樹樹日記

じゅじゅにっき。樹木と野鳥に関する面白い話をご紹介します。

龍の樹

2009年02月18日 | 木と文化
先日テレビで、「中国人バイヤーが日本の植木産地でイヌマキを買い漁っている」という話題を放送していました。
刈り込んで玉仕立てにしたイヌマキが龍に見えるので、中国では縁起のいい樹として人気が沸騰しているというのです。千葉県の匝瑳市(そうさし)は植木の大産地で、特にイヌマキの栽培で有名だそうです。市の木にもイヌマキが選定されています。

       
       (関西の植木産地、宝塚市にもイヌマキ専門業者があります)

中国人バイヤーは匝瑳市の植木業者を訪れて次々に買い占め、いい樹が入手できない時は民家の庭のイヌマキに目をつけて買い取ったそうです。1回の買付けで1億円もの取引があったものの、最近は景気後退の影響でさっぱり売れなくなったとか。
うちの近所にも庭にイヌマキを植えている家が数軒あります。そう言えば、ほとんどが玉仕立てになっています。

       
          (近所にある玉仕立てのイヌマキ。龍に見える?)

昔はスギを「真木」と呼び、それより少し劣っているという意味で「犬真木」と呼んだそうです。現在は「マキ」と言えば「コウヤマキ(高野槙)」を指す場合が多く、コウヤマキとイヌマキは樹皮や葉が似ていますが、植物学上は別の科に分類されています。
イヌマキはちょうど今頃、赤と緑の2色団子のような実をつけます。
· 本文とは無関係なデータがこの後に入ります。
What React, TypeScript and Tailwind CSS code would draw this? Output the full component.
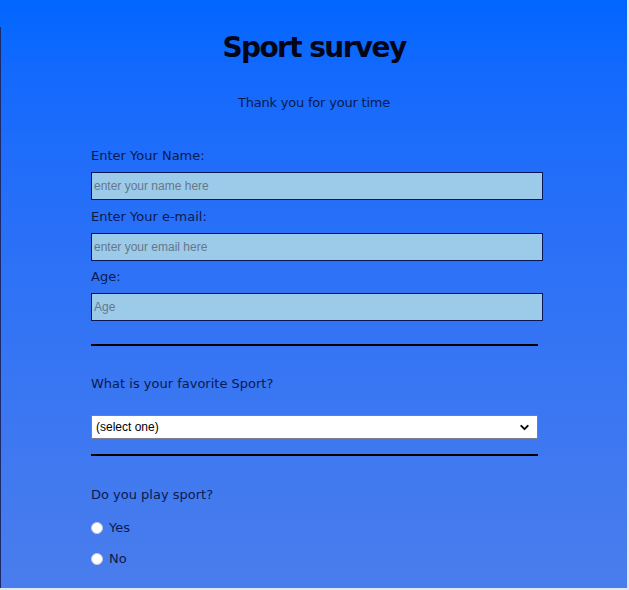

先日、京都御苑を歩いていたら、イヌマキの実がいっぱい落ちていました。

       
              (2色団子みたいなイヌマキの実)

緑色の方は有毒ですが、赤い方は食べられます。ほんのり甘くて、ゼリーのような食感。この時も2~3粒食べました。
庭にイヌマキが植えてあるお宅は、景気が回復したらまた中国人バイヤーが高値で買い取りに来るかも知れません。大事に育てた方がいいですよ~(笑)。